The questions now are not only whether these two sovereigns will be upgraded soon, but also which other countries might follow their lead in the next few years.

ECR approach

Locating the next investment-grade sovereign bond issuer is an important element of investment strategy, but is one that is complicated by conflicting opinions among the rating agencies given the many economic, political and structural factors involved.

ECR’s risk-scoring method is now a well-established alternative to their methodology, not least because of its regular quarterly updates and rankings approach.

More than 400 economists and other country-risk experts are asked to evaluate 15 separate indicators, with all 186 countries placed into five-tiered categories based on their total risk scores, which additionally take into account the credit ratings, debt indicators and capital-access scores.

The survey’s ability to picture the fluid nature of changing risks given long-term trends in risk scores can often unearth interesting anomalies to the main agency ratings. That was the case in 2013 when ECR successfully predicted the Philippines becoming an investment grade.

Pinpointing other candidates

Presently, the majority of the 29 sovereigns contained within tier three of Euromoney’s global risk data table are rated investment grade by one or more of the main agencies – Fitch, Moody’s and Standard and Poor’s (S&P).

Ignoring cash-rich oil and gas producer Brunei (one of several states which are unrated), the few exceptions are, as mentioned, Portugal – rated BB+ (positive), Ba1 (stable) and BB (positive) by Fitch, Moody’s and S&P respectively – alongside Cyprus (B-/B3/B+), two places below in 57th spot still recovering from its bank failures, and Croatia (BB/Ba1/BB), now 64th making it the lowest-ranking tier-three sovereign.

Croatia’s credentials differ from Hungary’s and Portugal’s. The sovereign is treading water in the global hierarchy and is still 34 places below its ranking in 2007. Hungary, despite its recent wobbles, is 68 places higher than it was then, and Portugal is 42 places better off.

The differences among them are rather nuanced. Croatia ranks higher than Hungary and Portugal for bank stability for instance (see chart below).

However, it has weaker credentials than Hungary for its economic growth, employment/unemployment situation, the fiscal finances and particularly government stability. It lags Portugal on most counts, often quite substantially.
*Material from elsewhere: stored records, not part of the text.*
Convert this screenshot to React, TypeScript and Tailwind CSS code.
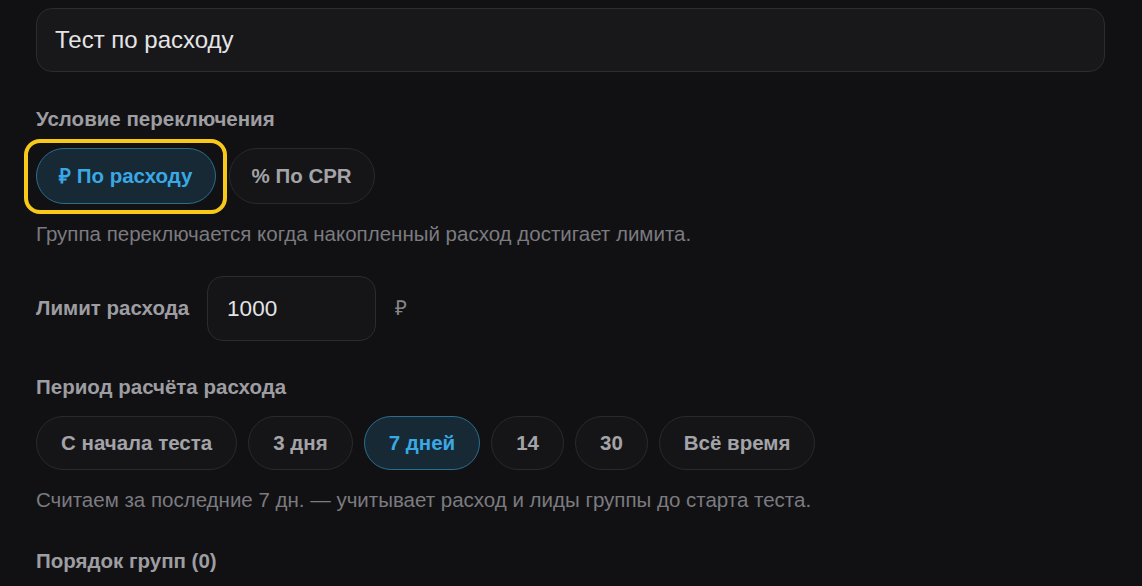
const chips = ['С начала теста', '3 дня', '7 дней', '14', '30', 'Всё время'];

const Chip = ({ label, active }: { label: string; active?: boolean }) => (
  <button
    className={
      active
        ? 'h-[54px] rounded-full border-[1.5px] border-[#2b6e8e] bg-[#172935] px-[24px] text-[20.5px] font-bold text-[#3aa8e4]'
        : 'h-[54px] rounded-full border-[1.5px] border-[#2a2a2d] bg-[#151517] px-[24px] text-[20.5px] font-bold text-[#a3a3a8]'
    }
  >
    {label}
  </button>
);

export default function App() {
  return (
    <div className="min-h-screen bg-[#111113] pl-[36px] pr-[37px] pt-[8px] font-['Liberation_Sans',Arial,sans-serif]">
      <div className="flex h-[64px] items-center rounded-[16px] border-[1.5px] border-[#2c2c2f] bg-[#18181a] px-[18px] text-[24px] text-[#e4e4e7]">
        Тест по расходу
      </div>

      <div className="mt-[35px] text-[20.5px] font-bold leading-[24px] text-[#9d9da2]">Условие переключения</div>

      <div className="mt-[17px] flex gap-[13px]">
        <div className="relative">
          <button className="h-[56px] rounded-full border-[1.5px] border-[#2b6e8e] bg-[#172935] px-[22px] text-[20.5px] font-bold text-[#3aa8e4]">
            ₽ По расходу
          </button>
          <div className="pointer-events-none absolute -left-[12px] -top-[9px] -right-[11px] -bottom-[10px] rounded-[16px] border-4 border-[#f9c91a]" />
        </div>
        <button className="h-[56px] rounded-full border-[1.5px] border-[#2a2a2d] bg-[#151517] px-[22px] text-[20.5px] font-bold text-[#a3a3a8]">
          % По CPR
        </button>
      </div>

      <p className="mt-[18px] text-[20.5px] leading-[24px] text-[#7b7b80]">
        Группа переключается когда накопленный расход достигает лимита.
      </p>

      <div className="mt-[30px] flex items-center">
        <span className="text-[20.5px] font-bold text-[#9d9da2]">Лимит расхода</span>
        <div className="ml-[18px] flex h-[65px] w-[169px] items-center rounded-[16px] border-[1.5px] border-[#2c2c2f] bg-[#151517] px-[19px] text-[22.5px] text-[#e4e4e7]">
          1000
        </div>
        <span className="ml-[19px] text-[20.5px] text-[#86868b]">₽</span>
      </div>

      <div className="mt-[34px] text-[20.5px] font-bold leading-[24px] text-[#9d9da2]">Период расчёта расхода</div>

      <div className="mt-[17px] flex gap-[11px]">
        {chips.map((c) => (
          <Chip key={c} label={c} active={c === '7 дней'} />
        ))}
      </div>

      <p className="mt-[18px] text-[20.5px] leading-[24px] text-[#7b7b80]">
        Считаем за последние 7 дн. — учитывает расход и лиды группы до старта теста.
      </p>

      <div className="mt-[37px] text-[20.5px] font-bold leading-[24px] text-[#9d9da2]">Порядок групп (0)</div>
    </div>
  );
}
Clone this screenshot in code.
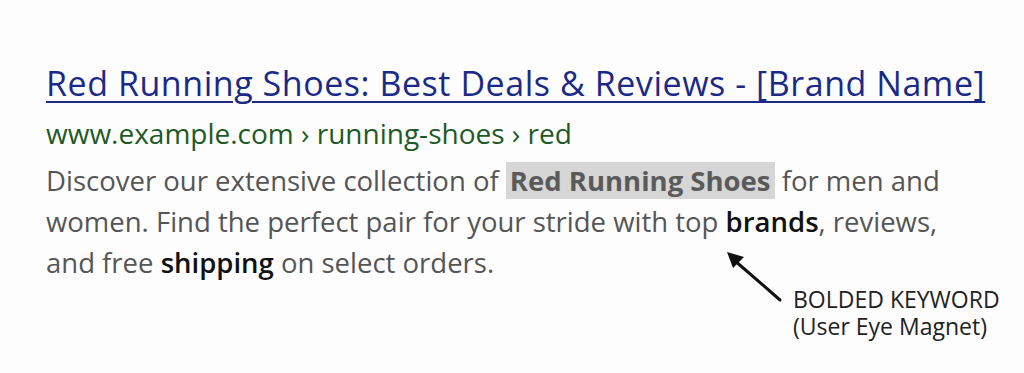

Moreover, Croatia’s risks are reflected in five-year credit-default-swap spreads, which are presently 271 basis points, compared with 154bp for Hungary and 181 for Portugal, where a higher value equates to a higher insurance cost against default.

What do the rating agencies say?

The legacy of the global financial crisis is still causing problems for countries with large fiscal imbalances, with the Greek crisis returning to the fore.

Emerging markets and major commodity producers are struggling to retain investors’ faith as capital pours out of countries with large imbalances amid expectations of higher interest rates in the US.

This is keeping, or potentially putting, some sovereign issuers into sub-investment-grade (junk bond) status and raises an important question as to whether there are other stronger propositions for investment grade to be found.